Disaster Recovery and Business Continuity Planning: Key to Corporate Survival

Um das Geschäft auch im Katastrophenfall fortführen zu können, sorgen viele Unternehmen vor. Zuständigkeiten und geplante Maßnahmen variieren jedoch stark wie die Meta Group in ihrer Studie zeigt.

Note: The survey on which this report is based was concluded immediately prior to September 11 and therefore reflects long-term trends rather than a potentially short-term reaction to the terrorist attacks that marred the last four months of 2001. Although terrorist attack was not a major concern of those surveyed, they did report a healthy appreciation of the need for business continuity planning and preparations for surviving a possible disaster - either natural or man-made.
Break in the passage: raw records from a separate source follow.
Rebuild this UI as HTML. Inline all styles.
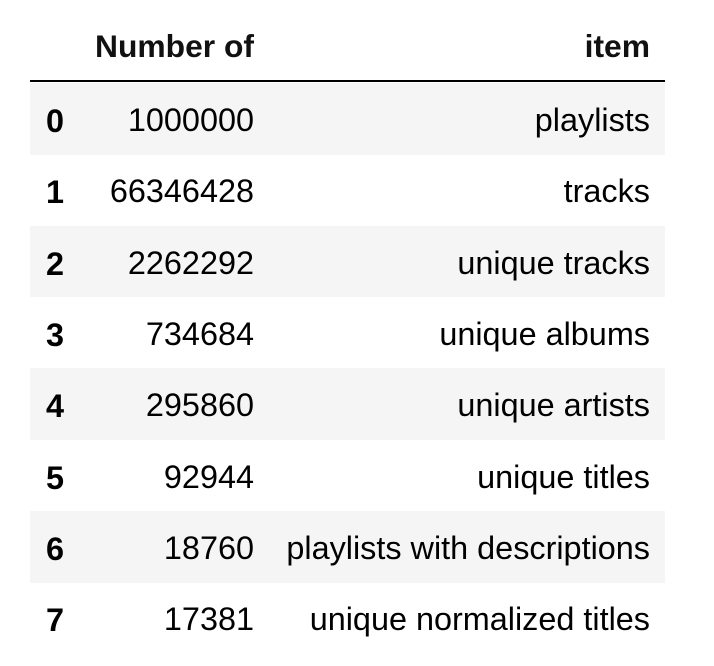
<!DOCTYPE html>
<html><head><meta charset="utf-8"><style>
html,body{margin:0;padding:0;background:#fff;width:714px;height:666px;overflow:hidden}
body{font-family:"Liberation Sans",Arial,sans-serif;color:#000;position:relative}
.t{position:absolute;font-size:32.4px;line-height:36px;white-space:nowrap}
.r{text-align:right}
.b{font-weight:bold}
.bg{position:absolute;left:30px;width:635px;background:#f5f5f5}
.rule{position:absolute;left:30px;width:635px;top:80px;height:2px;background:#000}
.h{font-size:31.8px;top:28px;font-weight:bold;color:#111}
</style></head><body>
<div class="rule"></div>
<div class="t h r" style="right:460px">Number of</div>
<div class="t h r" style="right:64px">item</div>

<div class="bg" style="top:83px;height:71.5px"></div>
<div class="bg" style="top:225.7px;height:71.5px"></div>
<div class="bg" style="top:368.3px;height:71.5px"></div>
<div class="bg" style="top:511px;height:71.5px"></div>

<div class="t b" style="left:46px;top:103px">0</div>
<div class="t r" style="right:460px;top:102px">1000000</div>
<div class="t r" style="right:64px;top:102px">playlists</div>

<div class="t b" style="left:46px;top:174.3px">1</div>
<div class="t r" style="right:460px;top:173.3px">66346428</div>
<div class="t r" style="right:64px;top:173.3px">tracks</div>

<div class="t b" style="left:46px;top:245.7px">2</div>
<div class="t r" style="right:460px;top:244.7px">2262292</div>
<div class="t r" style="right:64px;top:244.7px">unique tracks</div>

<div class="t b" style="left:46px;top:317px">3</div>
<div class="t r" style="right:460px;top:316px">734684</div>
<div class="t r" style="right:64px;top:316px">unique albums</div>

<div class="t b" style="left:46px;top:388.3px">4</div>
<div class="t r" style="right:460px;top:387.3px">295860</div>
<div class="t r" style="right:64px;top:387.3px">unique artists</div>

<div class="t b" style="left:46px;top:459.7px">5</div>
<div class="t r" style="right:460px;top:458.7px">92944</div>
<div class="t r" style="right:64px;top:458.7px">unique titles</div>

<div class="t b" style="left:46px;top:531px">6</div>
<div class="t r" style="right:460px;top:530px">18760</div>
<div class="t r" style="right:64px;top:530px">playlists with descriptions</div>

<div class="t b" style="left:46px;top:602.3px">7</div>
<div class="t r" style="right:460px;top:601.3px">17381</div>
<div class="t r" style="right:64px;top:601.3px">unique normalized titles</div>
</body></html>
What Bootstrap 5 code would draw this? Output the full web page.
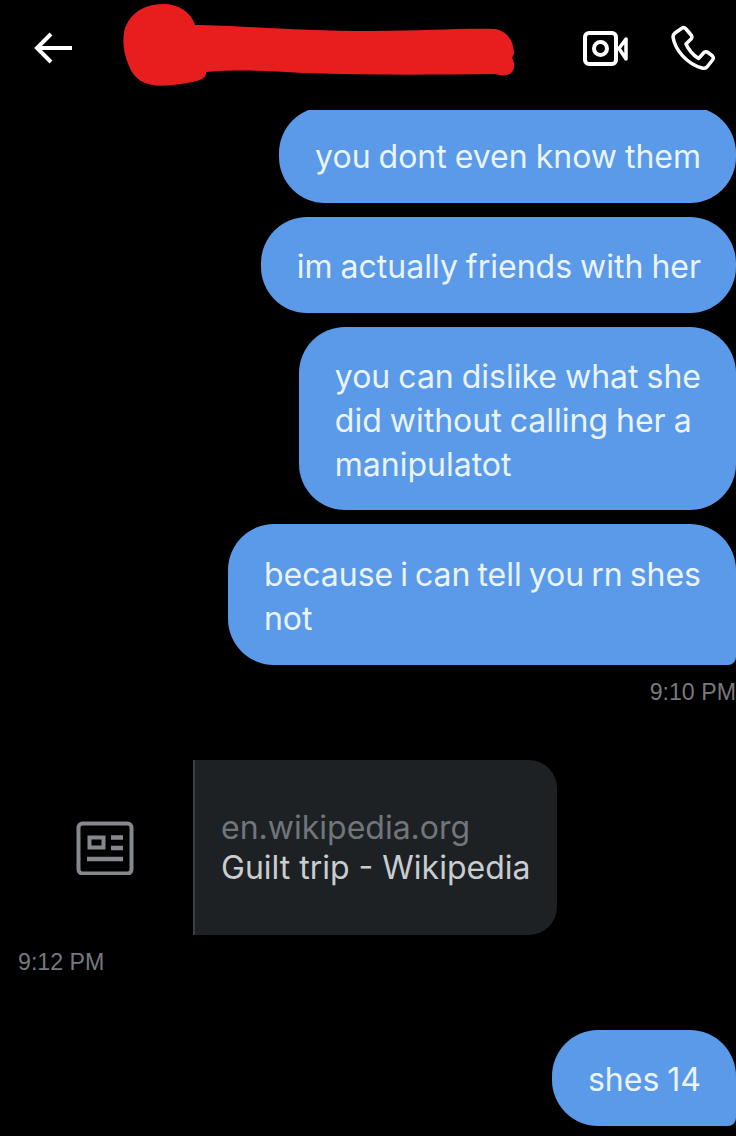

The survey results indicated that expenditures on disaster recovery/business continuity (DR/BC) will triple from 2000 to 2002, while annual revenues and IT expenditures will only increase by 30% and 40% respectively. Whereas four years ago DR spending in Global 2000 firms ranged from 0.5% of the IT budget for worst-practice companies to 2% for best practitioners, these figures have nearly doubled to almost 1% and 4%, respectively. This is the best barometer of corporate interest in DR.

Another measure of the relative importance of DR/BC is the size of the DR team and its place in the organization. More than 50% of survey respondents had a fulltime DR/BC coordinator, and 50% had a dedicated DR/BC team that averaged three full-time employees, with one of them being certified.

However, organizations exhibit a wide disparity in their DR practices. These vary by vertical industry (e.g., financial companies have the most serious liability), geography, corporate culture, and risk consciousness. The most serious DR practitioners focus on constant program improvement.

Survey results indicated that more than half of respondents had a full business continuity plan (BCP) compared to only 28% who had only a disaster recovery plan (DRP). Other META Group research indicates business continuity and disaster recovery plans are largely developed in isolation, due to business units' limited understanding of IT/business continuity requirements and the IT organization's inability to convince lines of business of the critical need for a unified IT/business continuity project, resulting in many fruitless recovery plans. IT operations groups should initiate an IT/business continuity project, under a governance framework, to involve business units intimately in defining/deploying DR facilities tightly coupled to business imperatives. This initiative is crucial for mission-critical systems in general and is of prime importance to complex business-to-business (B2B) commerce chain domains in particular.